Hisaishi ranks among Japan’s greatest composers of all time and is famed worldwide for his collaborative work with Oscar-winning director and Studio Ghibli founder Hayao Miyazaki. Their creative partnership began in 1984 with the post-apocalyptic anime feature Nausicaä of the Valley of the Wind and has since developed to the point that they are now likened to other legendary director-composer pairings, including Hitchcock and Herrmann, Fellini and Rota, Leone and Morricone, and Spielberg and Williams. Indeed, Hisaishi’s reputation has been secured by the fact that his soundtracks have won eight Japanese Academy Awards, an unprecedented achievement. He is equally acknowledged, however, as a conductor and as a composer of contemporary classical music, much of it minimalistic and experimental in nature, like that of friends and colleagues such as Philip Glass, Terry Riley and Nico Muhly.

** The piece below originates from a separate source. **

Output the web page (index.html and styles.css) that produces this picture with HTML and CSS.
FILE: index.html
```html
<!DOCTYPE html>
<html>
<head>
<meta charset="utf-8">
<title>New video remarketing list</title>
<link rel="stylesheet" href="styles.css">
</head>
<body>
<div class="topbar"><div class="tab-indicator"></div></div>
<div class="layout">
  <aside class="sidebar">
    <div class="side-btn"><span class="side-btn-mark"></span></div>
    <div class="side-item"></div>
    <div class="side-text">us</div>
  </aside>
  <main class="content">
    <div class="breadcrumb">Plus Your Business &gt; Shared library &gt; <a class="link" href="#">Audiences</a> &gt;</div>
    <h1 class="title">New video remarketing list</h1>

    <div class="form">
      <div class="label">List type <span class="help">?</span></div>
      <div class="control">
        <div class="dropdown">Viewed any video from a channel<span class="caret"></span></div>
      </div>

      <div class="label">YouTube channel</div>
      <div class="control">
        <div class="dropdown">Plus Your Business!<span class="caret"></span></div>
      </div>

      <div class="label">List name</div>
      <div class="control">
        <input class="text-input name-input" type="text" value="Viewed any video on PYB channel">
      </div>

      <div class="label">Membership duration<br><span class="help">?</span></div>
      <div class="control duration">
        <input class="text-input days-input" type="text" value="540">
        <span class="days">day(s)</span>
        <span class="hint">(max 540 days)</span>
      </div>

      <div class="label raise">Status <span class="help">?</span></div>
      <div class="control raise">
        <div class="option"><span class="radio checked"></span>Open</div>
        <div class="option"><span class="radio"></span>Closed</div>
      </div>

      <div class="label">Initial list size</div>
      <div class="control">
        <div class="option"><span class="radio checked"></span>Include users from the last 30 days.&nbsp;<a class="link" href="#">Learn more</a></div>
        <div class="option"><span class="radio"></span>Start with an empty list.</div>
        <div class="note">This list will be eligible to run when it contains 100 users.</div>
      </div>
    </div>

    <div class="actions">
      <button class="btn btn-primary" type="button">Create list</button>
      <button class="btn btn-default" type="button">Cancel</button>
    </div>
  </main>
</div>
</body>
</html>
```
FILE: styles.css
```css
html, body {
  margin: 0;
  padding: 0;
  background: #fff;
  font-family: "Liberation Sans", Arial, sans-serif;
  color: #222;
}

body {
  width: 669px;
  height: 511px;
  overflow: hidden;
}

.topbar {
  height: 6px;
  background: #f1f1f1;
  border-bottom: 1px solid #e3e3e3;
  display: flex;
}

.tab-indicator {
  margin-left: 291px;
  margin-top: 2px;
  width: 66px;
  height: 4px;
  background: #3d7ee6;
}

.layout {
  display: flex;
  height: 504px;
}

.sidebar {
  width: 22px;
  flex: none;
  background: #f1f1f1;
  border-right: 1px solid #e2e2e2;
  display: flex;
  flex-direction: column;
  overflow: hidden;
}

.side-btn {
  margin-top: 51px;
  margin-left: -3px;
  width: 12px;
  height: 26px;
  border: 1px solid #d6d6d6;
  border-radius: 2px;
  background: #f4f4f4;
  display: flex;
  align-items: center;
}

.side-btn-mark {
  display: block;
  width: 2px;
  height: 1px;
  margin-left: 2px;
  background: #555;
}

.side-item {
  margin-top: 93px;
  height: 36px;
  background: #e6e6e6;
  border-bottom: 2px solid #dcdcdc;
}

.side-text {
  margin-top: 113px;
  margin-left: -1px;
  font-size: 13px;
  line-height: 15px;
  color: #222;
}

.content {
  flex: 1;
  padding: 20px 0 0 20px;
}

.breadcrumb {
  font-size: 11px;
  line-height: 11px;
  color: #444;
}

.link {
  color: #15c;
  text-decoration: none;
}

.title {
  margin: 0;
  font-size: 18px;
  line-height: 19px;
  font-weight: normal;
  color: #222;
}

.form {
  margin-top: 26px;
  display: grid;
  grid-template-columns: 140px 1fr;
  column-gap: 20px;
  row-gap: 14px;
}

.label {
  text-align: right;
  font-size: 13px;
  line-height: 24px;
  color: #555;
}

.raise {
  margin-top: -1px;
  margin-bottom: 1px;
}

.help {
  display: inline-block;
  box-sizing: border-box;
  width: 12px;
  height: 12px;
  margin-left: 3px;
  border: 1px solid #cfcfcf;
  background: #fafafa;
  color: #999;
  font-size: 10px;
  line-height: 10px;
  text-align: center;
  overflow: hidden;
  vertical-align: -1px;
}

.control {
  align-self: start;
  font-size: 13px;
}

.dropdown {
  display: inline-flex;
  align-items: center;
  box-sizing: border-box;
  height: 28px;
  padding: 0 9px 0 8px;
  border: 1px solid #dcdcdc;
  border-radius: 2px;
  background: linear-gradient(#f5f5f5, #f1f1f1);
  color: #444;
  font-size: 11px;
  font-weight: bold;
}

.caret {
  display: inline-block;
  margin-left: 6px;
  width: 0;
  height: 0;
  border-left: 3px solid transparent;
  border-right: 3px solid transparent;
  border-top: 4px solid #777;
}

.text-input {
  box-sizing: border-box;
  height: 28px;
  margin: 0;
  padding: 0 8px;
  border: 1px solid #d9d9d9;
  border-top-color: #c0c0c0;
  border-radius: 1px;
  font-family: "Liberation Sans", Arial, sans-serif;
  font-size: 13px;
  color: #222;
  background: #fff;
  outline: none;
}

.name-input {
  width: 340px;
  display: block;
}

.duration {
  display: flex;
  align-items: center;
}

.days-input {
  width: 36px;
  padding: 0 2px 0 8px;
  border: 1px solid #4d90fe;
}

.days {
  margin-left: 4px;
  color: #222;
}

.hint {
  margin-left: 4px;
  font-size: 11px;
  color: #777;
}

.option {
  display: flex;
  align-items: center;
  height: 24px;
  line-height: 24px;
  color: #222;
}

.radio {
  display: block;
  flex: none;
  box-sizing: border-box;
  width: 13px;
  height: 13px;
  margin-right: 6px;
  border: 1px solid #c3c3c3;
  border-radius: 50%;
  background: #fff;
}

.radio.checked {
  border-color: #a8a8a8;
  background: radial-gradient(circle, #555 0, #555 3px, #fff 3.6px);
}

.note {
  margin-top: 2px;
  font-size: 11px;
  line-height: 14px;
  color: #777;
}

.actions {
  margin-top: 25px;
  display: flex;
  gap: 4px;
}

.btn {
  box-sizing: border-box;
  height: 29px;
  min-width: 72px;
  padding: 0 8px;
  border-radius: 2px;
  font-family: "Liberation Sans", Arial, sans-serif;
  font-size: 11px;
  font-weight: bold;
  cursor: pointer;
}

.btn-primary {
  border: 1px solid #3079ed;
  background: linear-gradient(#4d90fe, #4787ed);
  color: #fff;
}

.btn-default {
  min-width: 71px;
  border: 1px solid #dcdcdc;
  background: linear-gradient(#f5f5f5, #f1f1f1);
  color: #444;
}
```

Hisaishi’s vast catalogue includes over 100 film scores and around 30 studio albums. He has also written compositions for the concert hall, among them symphonies, TRI-AD for large orchestra, The Border, a concerto for three horns and orchestra and, most recently, Viola Saga, premiered in 2022. Furthermore, he has composed and recorded a sequence of Piano Stories, tuneful miniatures that reflect his fascination with minimalism and feeling for vibrant instrumental colours.
Over the next few months, Joe Hisaishi will be on tour in Japan, the US and the UK.